Si le développement du vélo est conforme aux objectifs nationaux, soit d'atteindre 12 % de nos trajets quotidiens, cela permettrait d'économiser 21 millions de tonnes de CO2 par an à l'horizon 2030, d'après une étude réalisée par le cabinet Cways. Un enjeu de taille, alors que la France affiche la volonté d'une neutralité carbone pour 2050. Sauf qu'en 2022, la part de trajets quotidiens effectués à vélo était inférieure à 5 %. Pour rattraper ce retard, l'Etat a annoncé un plan vélo à horizon 2027 de 2 milliards d'euros avec pour objectifs principaux : rendre le vélo accessible à tous, développer les infrastructures ainsi que renforcer la place du vélo dans l'économie.

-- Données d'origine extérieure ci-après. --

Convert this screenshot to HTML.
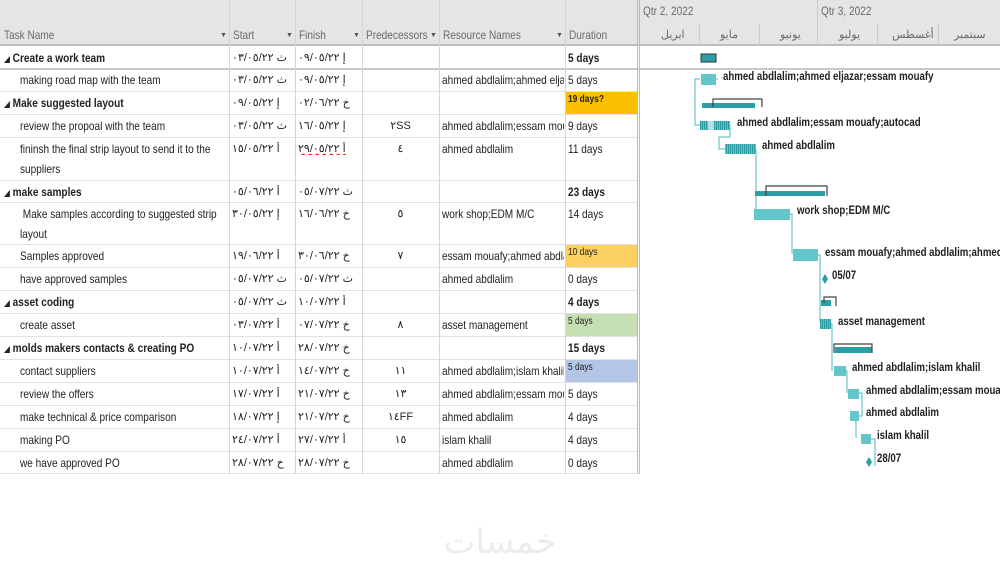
<!DOCTYPE html>
<html><head><meta charset="utf-8">
<style>
*{margin:0;padding:0;box-sizing:border-box}
html,body{overflow:hidden}
body{width:1000px;height:574px;background:#fff;position:relative;font-family:"Liberation Sans","Noto Sans CJK SC",sans-serif;font-size:12px;color:#222}
.n{display:inline-block;transform:scaleX(.84);transform-origin:0 0;white-space:nowrap}
.hdr{position:absolute;left:0;top:0;width:1000px;height:46px;background:#e5e5e5;border-bottom:2px solid #bdbdbd}
.hc{position:absolute;top:28px;color:#6a6a6a;font-size:12px;white-space:nowrap}
.arr{position:absolute;top:32px;font-size:7px;color:#555}
.vl{position:absolute;width:1px;background:#d4d4d4}
.row{position:absolute;left:0;width:637px;border-bottom:1px solid #e2e2e2}
.c{position:absolute;top:4px;white-space:nowrap;overflow:hidden}
.b{font-weight:bold}
.ar{font-family:"Liberation Sans","Noto Sans CJK SC",sans-serif;font-size:11px}
.g{position:absolute;font-weight:bold;font-size:11.5px;white-space:nowrap;transform:scaleX(.84);transform-origin:0 0}
</style></head><body>
<div class="hdr"></div>
<div class="hc" style="left:4px"><span class="n">Task Name</span></div><div class="arr" style="left:220px">▼</div>
<div class="hc" style="left:233px"><span class="n">Start</span></div><div class="arr" style="left:286px">▼</div>
<div class="hc" style="left:299px"><span class="n">Finish</span></div><div class="arr" style="left:353px">▼</div>
<div class="hc" style="left:366px"><span class="n">Predecessors</span></div><div class="arr" style="left:430px">▼</div>
<div class="hc" style="left:443px"><span class="n">Resource Names</span></div><div class="arr" style="left:556px">▼</div>
<div class="hc" style="left:569px"><span class="n">Duration</span></div>
<div class="hc" style="left:643px;top:4px"><span class="n">Qtr 2, 2022</span></div>
<div class="hc" style="left:821px;top:4px"><span class="n">Qtr 3, 2022</span></div>
<div class="hc ar" style="left:661px">ابريل</div>
<div class="hc ar" style="left:720px">مايو</div>
<div class="hc ar" style="left:780px">يونيو</div>
<div class="hc ar" style="left:839px">يوليو</div>
<div class="hc ar" style="left:892px">أغسطس</div>
<div class="hc ar" style="left:954px">سبتمبر</div>
<div class="vl" style="left:817px;top:0;height:46px;background:#ccc"></div>
<div class="vl" style="left:699px;top:24px;height:22px;background:#ccc"></div>
<div class="vl" style="left:759px;top:24px;height:22px;background:#ccc"></div>
<div class="vl" style="left:877px;top:24px;height:22px;background:#ccc"></div>
<div class="vl" style="left:938px;top:24px;height:22px;background:#ccc"></div>
<div class="vl" style="left:639px;top:0;height:474px;background:#bbb"></div>
<div class="vl" style="left:637px;top:0;height:474px;background:#bbb"></div>

<div id="rows"></div>
<div style="position:absolute;left:0;top:68px;width:1000px;height:2px;background:#c8c8c8"></div>
<div class="vl" style="left:229px;top:0;height:474px"></div>
<div class="vl" style="left:295px;top:0;height:474px"></div>
<div class="vl" style="left:362px;top:0;height:474px"></div>
<div class="vl" style="left:439px;top:0;height:474px"></div>
<div class="vl" style="left:565px;top:0;height:474px"></div>

<script>
var R=[
[47,22,1,"Create a work team","ث ٠٣/٠٥/٢٢","إ ٠٩/٠٥/٢٢","","","5 days",""],
[69,23,0,"making road map with the team","ث ٠٣/٠٥/٢٢","إ ٠٩/٠٥/٢٢","","ahmed abdlalim;ahmed eljaz","5 days",""],
[92,23,1,"Make suggested layout","إ ٠٩/٠٥/٢٢","خ ٠٢/٠٦/٢٢","","","19 days?","#fcc000"],
[115,23,0,"review the propoal with the team","ث ٠٣/٠٥/٢٢","إ ١٦/٠٥/٢٢","٢SS","ahmed abdlalim;essam mou","9 days",""],
[138,43,0,"fininsh the final strip layout to send it to the<br>suppliers","أ ١٥/٠٥/٢٢","أ ٢٩/٠٥/٢٢","٤","ahmed abdlalim","11 days",""],
[181,22,1,"make samples","أ ٠٥/٠٦/٢٢","ث ٠٥/٠٧/٢٢","","","23 days",""],
[203,42,0,"&nbsp;Make samples according to suggested strip<br>layout","إ ٣٠/٠٥/٢٢","خ ١٦/٠٦/٢٢","٥","work shop;EDM M/C","14 days",""],
[245,23,0,"Samples approved","أ ١٩/٠٦/٢٢","خ ٣٠/٠٦/٢٢","٧","essam mouafy;ahmed abdla","10 days","#fcd060"],
[268,23,0,"have approved samples","ث ٠٥/٠٧/٢٢","ث ٠٥/٠٧/٢٢","","ahmed abdlalim","0 days",""],
[291,23,1,"asset coding","ث ٠٥/٠٧/٢٢","أ ١٠/٠٧/٢٢","","","4 days",""],
[314,23,0,"create asset","أ ٠٣/٠٧/٢٢","خ ٠٧/٠٧/٢٢","٨","asset management","5 days","#c6dfb2"],
[337,23,1,"molds makers contacts &amp; creating PO","أ ١٠/٠٧/٢٢","خ ٢٨/٠٧/٢٢","","","15 days",""],
[360,23,0,"contact suppliers","أ ١٠/٠٧/٢٢","خ ١٤/٠٧/٢٢","١١","ahmed abdlalim;islam khalil","5 days","#b3c6e6"],
[383,23,0,"review the offers","أ ١٧/٠٧/٢٢","خ ٢١/٠٧/٢٢","١٣","ahmed abdlalim;essam mou","5 days",""],
[406,23,0,"make technical &amp; price comparison","إ ١٨/٠٧/٢٢","خ ٢١/٠٧/٢٢","١٤FF","ahmed abdlalim","4 days",""],
[429,23,0,"making PO","أ ٢٤/٠٧/٢٢","أ ٢٧/٠٧/٢٢","١٥","islam khalil","4 days",""],
[452,22,0,"we have approved PO","خ ٢٨/٠٧/٢٢","خ ٢٨/٠٧/٢٢","","ahmed abdlalim","0 days",""]];
var h="";
R.forEach(function(r){
 h+='<div class="row" style="top:'+r[0]+'px;height:'+r[1]+'px">';
 h+='<div class="c'+(r[2]?' b':'')+'" style="left:'+(r[2]?4:20)+'px;line-height:20px;top:1px;width:'+(r[2]?224:208)+'px"><span class="n">'+(r[2]?'<span style="font-size:7px">◢</span> ':'')+r[3]+'</span></div>';
 h+='<div class="c ar" style="left:232px;width:62px"><span dir="rtl" style="unicode-bidi:embed">'+r[4]+'</span></div>';
 h+='<div class="c ar" style="left:298px;width:62px"><span dir="rtl" style="unicode-bidi:embed'+(r[5].indexOf("٢٩")>=0?';text-decoration:underline wavy red':'')+'">'+r[5]+'</span></div>';
 h+='<div class="c ar" style="left:362px;width:77px;text-align:center">'+r[6]+'</div>';
 h+='<div class="c" style="left:442px;width:122px"><span class="n">'+r[7]+'</span></div>';
 if(r[9])h+='<div style="position:absolute;left:566px;top:0;width:71px;height:'+(r[1]-1)+'px;background:'+r[9]+'"></div>';
 h+='<div class="c'+(r[2]?' b':'')+'" style="left:568px;'+(r[9]?'font-size:10px;top:2px':'')+'"><span class="n">'+r[8]+'</span></div>';
 h+='</div>';
});
document.getElementById("rows").innerHTML=h;
</script>

<svg style="position:absolute;left:0;top:0" width="1000" height="574">
<defs><pattern id="hp" width="2" height="4" patternUnits="userSpaceOnUse"><rect width="2" height="4" fill="#5fc3c8"/><rect width="1" height="4" fill="#2a9aa0"/></pattern></defs>
<g stroke="#4bb8be" stroke-width="1" fill="none">
<path d="M700 79 H695 V125 H700"/>
<path d="M716 79 H718"/>
<path d="M730 125 V137 H719 V149 H725"/>
<path d="M756 149 H756 V212"/>
<path d="M790 214 H792 V254"/>
<path d="M818 255 H820 V322"/>
<path d="M831 324 H832 V371"/>
<path d="M846 371 H847 V393"/>
<path d="M859 393 H862 V416 H859"/>
<path d="M850 416 H856 V438"/>
<path d="M871 439 H875 V466"/>
</g>
<rect x="701" y="54" width="15" height="8" fill="#2a9fa5" stroke="#333" stroke-width="1"/>
<rect x="701" y="74" width="15" height="11" fill="#62c6cb"/>
<rect x="702" y="103" width="53" height="5" fill="#2a9fa5"/>
<path d="M713 107 V99 H762 V107" stroke="#444" fill="none" stroke-width="1.2"/>
<rect x="700" y="121" width="30" height="9" fill="url(#hp)"/>
<rect x="708" y="121" width="6" height="9" fill="#fff" opacity=".6"/>
<rect x="725" y="144" width="31" height="10" fill="url(#hp)"/>
<rect x="755" y="191" width="70" height="5" fill="#2a9fa5"/>
<path d="M766 196 V186 H827 V196" stroke="#444" fill="none" stroke-width="1.2"/>
<rect x="754" y="209" width="36" height="11" fill="#62c6cb"/>
<rect x="793" y="249" width="25" height="12" fill="#62c6cb"/>
<path d="M825 274 L828 279 L825 284 L822 279Z" fill="#2a9fa5"/>
<rect x="821" y="300" width="10" height="6" fill="#2a9fa5"/>
<path d="M824 303 V297 H836 V306" stroke="#444" fill="none" stroke-width="1.2"/>
<rect x="820" y="319" width="11" height="10" fill="url(#hp)"/>
<rect x="835" y="347" width="37" height="6" fill="#2a9fa5"/>
<path d="M834 353 V344 H872 V353" stroke="#444" fill="none" stroke-width="1.2"/>
<rect x="834" y="366" width="12" height="10" fill="#62c6cb"/>
<rect x="848" y="389" width="11" height="10" fill="#62c6cb"/>
<rect x="850" y="411" width="9" height="10" fill="#62c6cb"/>
<rect x="861" y="434" width="10" height="10" fill="#62c6cb"/>
<path d="M869 457 L872 462 L869 467 L866 462Z" fill="#2a9fa5"/>
</svg>
<div class="g" style="left:723px;top:71px">ahmed abdlalim;ahmed eljazar;essam mouafy</div>
<div class="g" style="left:737px;top:117px">ahmed abdlalim;essam mouafy;autocad</div>
<div class="g" style="left:762px;top:140px">ahmed abdlalim</div>
<div class="g" style="left:797px;top:205px">work shop;EDM M/C</div>
<div style="position:absolute;left:825px;top:247px;width:175px;overflow:hidden;height:16px"><div class="g" style="left:0;top:0">essam mouafy;ahmed abdlalim;ahmed elj</div></div>
<div class="g" style="left:832px;top:270px">05/07</div>
<div class="g" style="left:838px;top:316px">asset management</div>
<div class="g" style="left:852px;top:362px">ahmed abdlalim;islam khalil</div>
<div class="g" style="left:866px;top:385px">ahmed abdlalim;essam mouafy</div>
<div class="g" style="left:866px;top:407px">ahmed abdlalim</div>
<div class="g" style="left:877px;top:430px">islam khalil</div>
<div class="g" style="left:877px;top:453px">28/07</div>
<div style="position:absolute;left:430px;top:522px;width:140px;text-align:center;font-family:'Liberation Sans','Noto Sans CJK SC',sans-serif;font-size:34px;color:#ececec">خمسات</div>
</body></html>
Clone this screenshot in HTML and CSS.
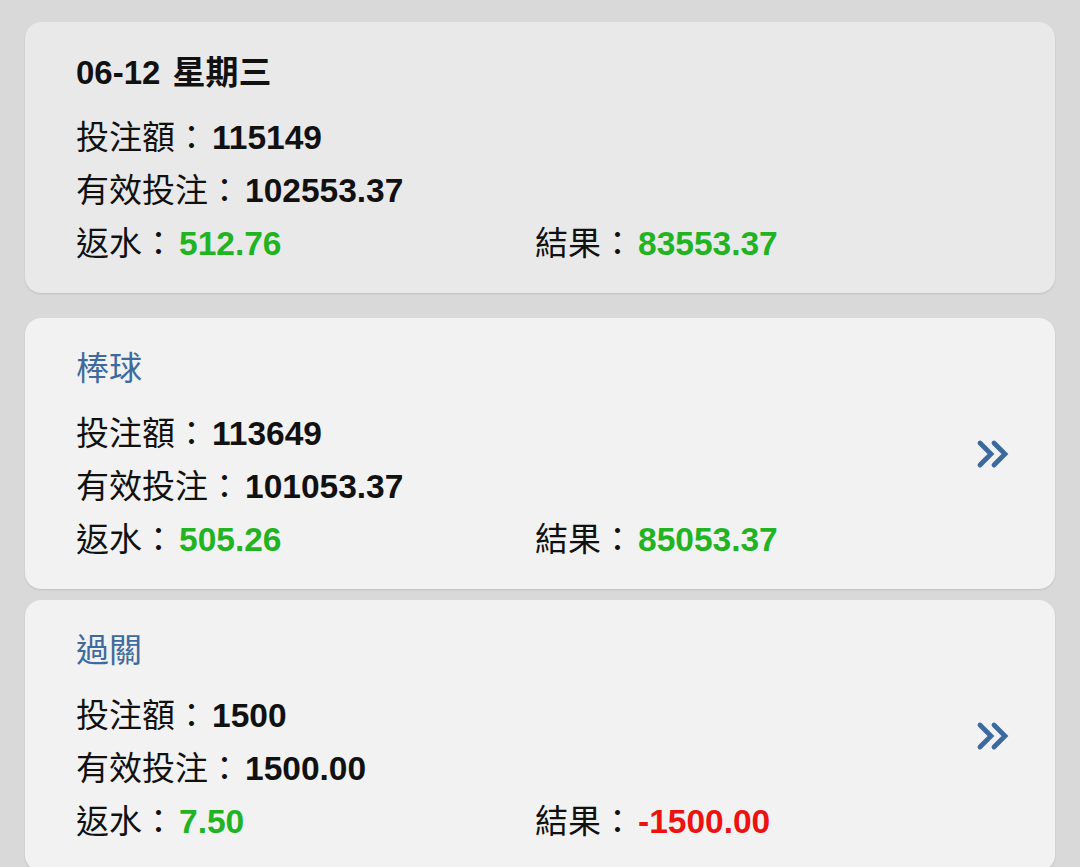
FILE: index.html
```html
<!DOCTYPE html>
<html lang="zh-Hant">
<head>
    <meta charset="UTF-8">
    <meta name="viewport" content="width=device-width, initial-scale=1.0">
    <title>投注報表</title>
    <link rel="stylesheet" href="styles.css">
</head>
<body>
    <div class="list">
        <div class="card summary">
            <div class="card-body">
                <div class="card-title">06-12 星期三</div>
                <div class="row">投注額：<b>115149</b></div>
                <div class="row">有效投注：<b>102553.37</b></div>
                <div class="row split">
                    <div>返水：<b class="win">512.76</b></div>
                    <div>結果：<b class="win">83553.37</b></div>
                </div>
            </div>
        </div>

        <div class="card">
            <div class="card-body">
                <div class="card-title sport">棒球</div>
                <div class="row">投注額：<b>113649</b></div>
                <div class="row">有效投注：<b>101053.37</b></div>
                <div class="row split">
                    <div>返水：<b class="win">505.26</b></div>
                    <div>結果：<b class="win">85053.37</b></div>
                </div>
            </div>
            <div class="more">
                <svg width="34" height="30" viewBox="0 0 34 30">
                    <path d="M4 4 L15 15 L4 26 M18 4 L29 15 L18 26" fill="none" stroke="#3b6a9f" stroke-width="4.8" stroke-linejoin="miter" stroke-linecap="round"/>
                </svg>
            </div>
        </div>

        <div class="card">
            <div class="card-body">
                <div class="card-title sport">過關</div>
                <div class="row">投注額：<b>1500</b></div>
                <div class="row">有效投注：<b>1500.00</b></div>
                <div class="row split">
                    <div>返水：<b class="win">7.50</b></div>
                    <div>結果：<b class="lose">-1500.00</b></div>
                </div>
            </div>
            <div class="more">
                <svg width="34" height="30" viewBox="0 0 34 30">
                    <path d="M4 4 L15 15 L4 26 M18 4 L29 15 L18 26" fill="none" stroke="#3b6a9f" stroke-width="4.8" stroke-linejoin="miter" stroke-linecap="round"/>
                </svg>
            </div>
        </div>
    </div>
</body>
</html>
```

FILE: styles.css
```css
body {
    margin: 0;
    background: #d9d9d9;
    font-family: "Liberation Sans", "Noto Sans CJK TC", sans-serif;
    color: #111;
}
.list {
    padding: 22px 25px 0 25px;
}
.card {
    display: flex;
    align-items: center;
    background: #f2f2f2;
    border-radius: 16px;
    height: 271px;
    box-sizing: border-box;
    margin-bottom: 11px;
    box-shadow: 0 1px 2px rgba(0,0,0,0.12);
}
.card.summary {
    background: #e9e9e9;
    margin-bottom: 25px;
}
.card-body {
    flex: 1;
    padding: 33px 0 22px 51px;
    align-self: flex-start;
}
.card-title {
    font-size: 33px;
    line-height: 36px;
    font-weight: bold;
    word-spacing: 3px;
    margin-bottom: 20px;
}
.card-title.sport {
    font-weight: normal;
    color: #3e6a9d;
}
.row {
    font-size: 33px;
    line-height: 53px;
    white-space: nowrap;
}
.row b {
    font-weight: bold;
    font-size: 33.5px;
    margin-left: 4px;
}
.split {
    display: grid;
    grid-template-columns: 459px 1fr;
}
.win {
    color: #22b322;
}
.lose {
    color: #ee1111;
}
.more {
    width: 45px;
    padding-right: 40px;
    display: flex;
    justify-content: center;
}
```
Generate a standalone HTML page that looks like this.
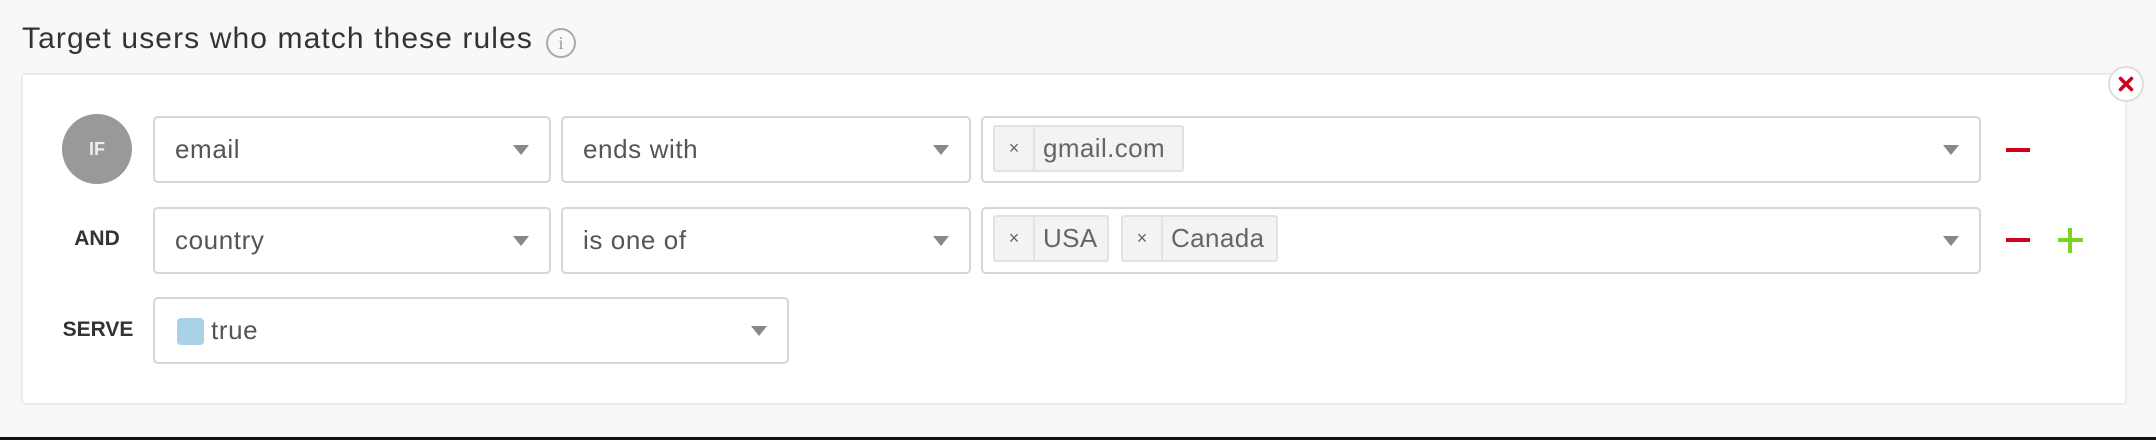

Pour ce dernier point, le gouvernement souhaite l'assemblage d'1,4 million de vélos en France d'ici 2027 et de 2 millions d'ici 2030. Un chiffre qui devrait être atteint selon Patrick Guinard, le président de l'Association de promotion et d'identification des cycles et de la mobilité active (Apic). En effet, la France assemble aujourd'hui près d' 1 million de vélos sur son territoire et « 60 % à 70 % des vélos électriques sont produits sur le territoire national », se réjouit-il.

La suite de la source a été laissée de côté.